In the spirit of our last issue before the holidays (and perhaps fuelled by spirits? You’ll never know...) we at The Gazette decided to forge a Christmas list of things we’d love to see at Western. If you’re scared, you probably should be.
Here goes nothing:
• No Sunday exams. No, let’s do it one better — no weekend exams.
• Every Western student supplied with their own personal taser for on-campus use.
• The McDonald’s Monopoly game to run all year, and Tim Hortons’ Roll up the Rim program to do the same, but only in biodegradable cups.
• More enthusiastic volunteers. Bonus if they are reliable and competent. Double-bonus if they fact check.
• Less salmonella!
• Cameras expertly placed in slippery areas on campus.
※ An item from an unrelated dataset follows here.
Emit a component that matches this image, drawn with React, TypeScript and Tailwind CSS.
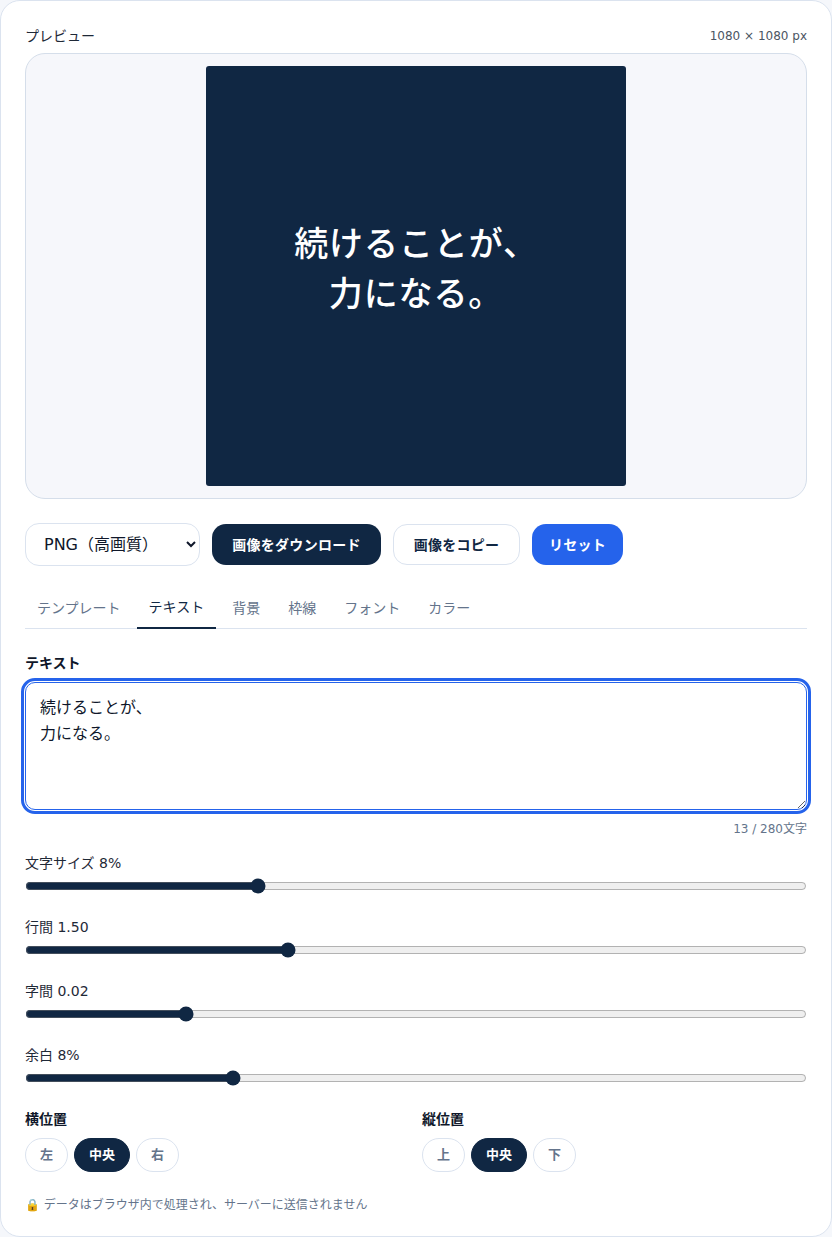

That way, we could have a stunning outtakes/blooper video.
• Rocket skates for slow walkers on campus.
• Tear down the Social Science Centre and replace it with a building not so hard on the eyes.
• An automatic quote transcriber, so we didn’t have to sift through the litany of “uhh’s” “umm’s” and “like’s” from sources.
• Two Swedish masseuses on the payroll: one male, one female.
• Bill Waterson (creator of Calvin and Hobbes) at our disposal for the Graphics department
• The following are amendments for Rick McGhie nights: (a) a couple of new songs for Rick; (b) Bring back the $2.50 beers during Rick nights; (c) eliminate the “Die, die, die, die!” chant from Rick’s rendition of “American Pie”
• Cheaper eats at The Wave.
• A daily happy hour on campus. We’ll give all those physicians specializing in liver conditions something to do in 40 years.
• A half-pipe on University College Hill.
• Bring back the old Spoke. Most of you young bucks won’t remember it, but trust us: it was good.
• A Western faculty swimsuit calendar. Mee-yow.
• Two-for-one chicken curry, as well as a vegetarian curry option, available every day at the Spoke.
• A chill pill for King’s University College President Ryan Gauss.
• Tunnels between all the campus buildings. It’s hella cold out there.
• A permanent ceasefire (if not an outright peace) between Ivey students and the rest of Western.
• Mandatory bus etiquette classes given to first-year students; we could weed out those clowns that occupy a seat with their backpack or don’t think to move to the back of a crowded bus.
Happy holidays, Western. Thanks for reading, and we’ll see you in January.